▶ **GOAL OF THE EXERCISE**:
Select every line containing the word "that" from the material, and copy those lines.

+++++

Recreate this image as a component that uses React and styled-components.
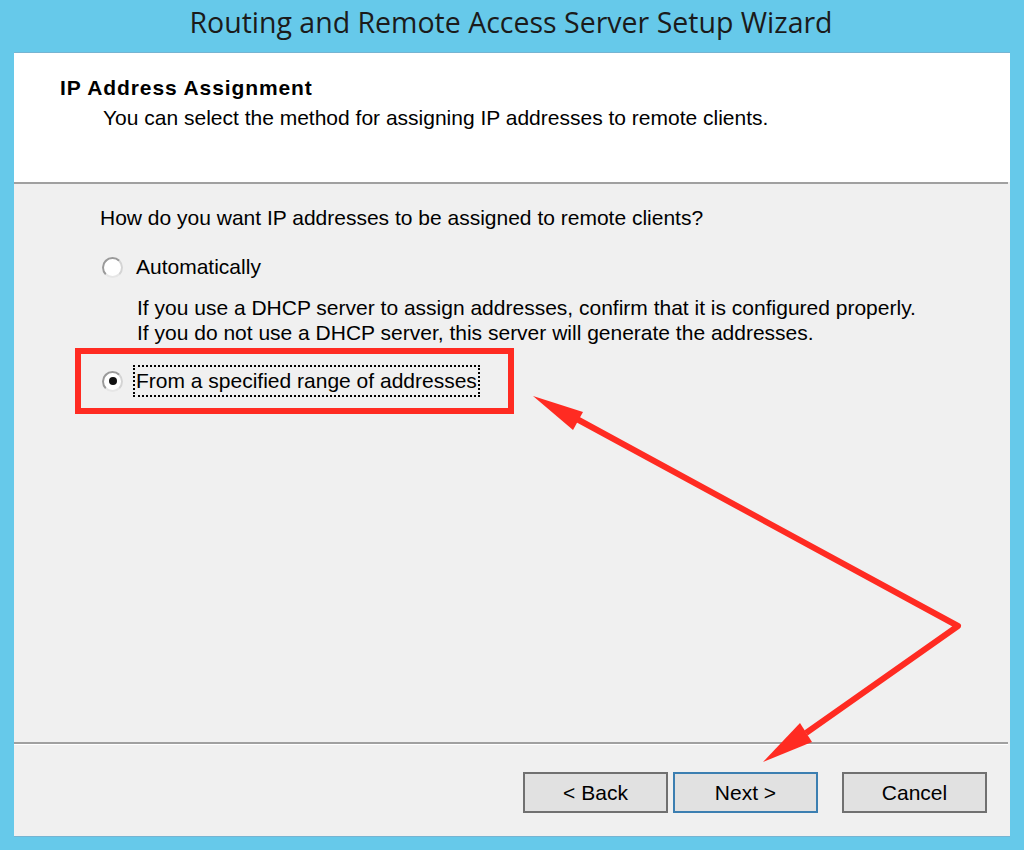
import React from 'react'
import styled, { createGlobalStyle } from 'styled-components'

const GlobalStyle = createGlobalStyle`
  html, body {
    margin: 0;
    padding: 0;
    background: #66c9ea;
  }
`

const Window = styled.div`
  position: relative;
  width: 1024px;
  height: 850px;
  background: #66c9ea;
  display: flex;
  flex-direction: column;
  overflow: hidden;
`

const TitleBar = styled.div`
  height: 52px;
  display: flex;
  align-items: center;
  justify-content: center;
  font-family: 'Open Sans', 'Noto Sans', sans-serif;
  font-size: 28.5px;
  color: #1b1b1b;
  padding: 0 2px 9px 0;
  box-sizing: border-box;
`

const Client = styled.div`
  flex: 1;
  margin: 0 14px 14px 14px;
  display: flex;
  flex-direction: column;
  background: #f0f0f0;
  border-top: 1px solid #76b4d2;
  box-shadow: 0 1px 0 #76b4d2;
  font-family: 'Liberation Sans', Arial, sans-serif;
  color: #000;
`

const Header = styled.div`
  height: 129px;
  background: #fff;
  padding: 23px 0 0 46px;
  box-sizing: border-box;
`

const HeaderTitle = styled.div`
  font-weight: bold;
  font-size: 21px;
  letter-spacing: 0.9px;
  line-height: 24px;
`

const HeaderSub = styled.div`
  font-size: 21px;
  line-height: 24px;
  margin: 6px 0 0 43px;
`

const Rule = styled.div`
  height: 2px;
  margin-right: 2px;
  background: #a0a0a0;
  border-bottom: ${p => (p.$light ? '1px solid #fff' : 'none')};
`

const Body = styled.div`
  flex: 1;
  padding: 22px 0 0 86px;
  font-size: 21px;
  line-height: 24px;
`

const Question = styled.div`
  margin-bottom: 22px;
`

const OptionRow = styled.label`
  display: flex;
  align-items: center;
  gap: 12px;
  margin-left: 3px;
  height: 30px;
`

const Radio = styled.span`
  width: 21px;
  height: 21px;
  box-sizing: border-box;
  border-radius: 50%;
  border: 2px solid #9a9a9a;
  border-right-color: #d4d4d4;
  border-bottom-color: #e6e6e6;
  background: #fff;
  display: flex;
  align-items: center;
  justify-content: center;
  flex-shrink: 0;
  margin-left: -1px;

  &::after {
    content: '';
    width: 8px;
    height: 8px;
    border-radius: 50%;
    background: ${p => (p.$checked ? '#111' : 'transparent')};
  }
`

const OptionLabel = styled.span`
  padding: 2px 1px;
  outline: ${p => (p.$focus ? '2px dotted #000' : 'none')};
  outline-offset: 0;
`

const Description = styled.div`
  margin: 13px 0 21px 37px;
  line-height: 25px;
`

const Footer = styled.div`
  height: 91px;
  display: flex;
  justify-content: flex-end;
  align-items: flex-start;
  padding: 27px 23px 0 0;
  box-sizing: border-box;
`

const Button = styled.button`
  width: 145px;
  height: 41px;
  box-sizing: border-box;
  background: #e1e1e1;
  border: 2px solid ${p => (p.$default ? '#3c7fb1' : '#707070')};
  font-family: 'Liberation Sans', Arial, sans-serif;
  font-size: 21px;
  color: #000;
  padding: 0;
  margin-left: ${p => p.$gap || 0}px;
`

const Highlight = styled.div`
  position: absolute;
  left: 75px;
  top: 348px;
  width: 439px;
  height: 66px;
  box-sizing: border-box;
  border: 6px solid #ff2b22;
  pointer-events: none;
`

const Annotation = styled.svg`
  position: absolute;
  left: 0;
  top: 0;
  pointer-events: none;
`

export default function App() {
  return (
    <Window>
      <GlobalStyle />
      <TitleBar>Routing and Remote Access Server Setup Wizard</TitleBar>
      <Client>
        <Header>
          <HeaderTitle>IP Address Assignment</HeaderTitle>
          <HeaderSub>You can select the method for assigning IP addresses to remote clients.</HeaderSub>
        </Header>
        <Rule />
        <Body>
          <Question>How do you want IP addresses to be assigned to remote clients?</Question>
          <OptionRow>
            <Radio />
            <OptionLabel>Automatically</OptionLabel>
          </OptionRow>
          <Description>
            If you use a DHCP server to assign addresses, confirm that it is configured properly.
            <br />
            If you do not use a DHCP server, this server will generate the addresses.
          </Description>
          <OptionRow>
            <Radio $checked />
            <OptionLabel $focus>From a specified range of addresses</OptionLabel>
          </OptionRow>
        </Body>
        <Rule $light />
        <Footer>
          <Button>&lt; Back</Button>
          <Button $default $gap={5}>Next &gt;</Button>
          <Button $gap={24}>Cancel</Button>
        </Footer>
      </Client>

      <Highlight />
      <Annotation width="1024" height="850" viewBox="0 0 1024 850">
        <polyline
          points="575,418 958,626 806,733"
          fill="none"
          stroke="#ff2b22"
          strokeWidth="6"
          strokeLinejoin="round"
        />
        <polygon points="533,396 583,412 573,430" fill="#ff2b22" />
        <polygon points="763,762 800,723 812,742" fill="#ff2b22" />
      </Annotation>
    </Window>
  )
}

+++++

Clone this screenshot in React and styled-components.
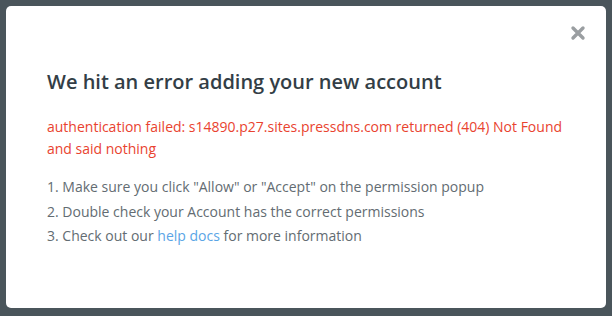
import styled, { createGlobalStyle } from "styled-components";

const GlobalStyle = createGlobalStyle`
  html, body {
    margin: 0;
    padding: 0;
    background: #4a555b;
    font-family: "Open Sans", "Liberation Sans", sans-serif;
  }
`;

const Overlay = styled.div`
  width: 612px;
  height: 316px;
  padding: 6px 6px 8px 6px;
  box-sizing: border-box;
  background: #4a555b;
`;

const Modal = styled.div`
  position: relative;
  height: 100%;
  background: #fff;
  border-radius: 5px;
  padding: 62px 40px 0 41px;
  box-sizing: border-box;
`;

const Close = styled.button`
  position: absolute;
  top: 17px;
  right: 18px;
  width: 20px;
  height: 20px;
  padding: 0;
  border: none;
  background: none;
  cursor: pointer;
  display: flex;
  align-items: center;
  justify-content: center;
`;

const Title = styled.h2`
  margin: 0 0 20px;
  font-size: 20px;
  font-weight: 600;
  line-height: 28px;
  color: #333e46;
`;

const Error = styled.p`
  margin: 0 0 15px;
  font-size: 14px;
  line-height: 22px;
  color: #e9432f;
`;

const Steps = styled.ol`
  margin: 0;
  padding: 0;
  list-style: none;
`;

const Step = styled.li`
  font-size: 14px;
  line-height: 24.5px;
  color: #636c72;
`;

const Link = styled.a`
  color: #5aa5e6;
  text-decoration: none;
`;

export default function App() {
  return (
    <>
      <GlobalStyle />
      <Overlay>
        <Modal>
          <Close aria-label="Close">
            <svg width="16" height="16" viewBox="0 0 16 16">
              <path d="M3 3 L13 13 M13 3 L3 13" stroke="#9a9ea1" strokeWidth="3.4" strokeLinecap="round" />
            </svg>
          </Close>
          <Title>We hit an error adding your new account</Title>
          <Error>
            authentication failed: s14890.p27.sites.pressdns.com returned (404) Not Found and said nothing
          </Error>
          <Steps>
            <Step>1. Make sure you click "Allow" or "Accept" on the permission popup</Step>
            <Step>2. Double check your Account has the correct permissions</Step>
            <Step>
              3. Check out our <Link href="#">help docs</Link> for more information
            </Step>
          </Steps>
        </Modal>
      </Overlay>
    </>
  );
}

+++++

▶ **FINISHED TASK**:
Recreate this image as a component that uses React and styled-components.
            If you use a DHCP server to assign addresses, confirm that it is configured properly.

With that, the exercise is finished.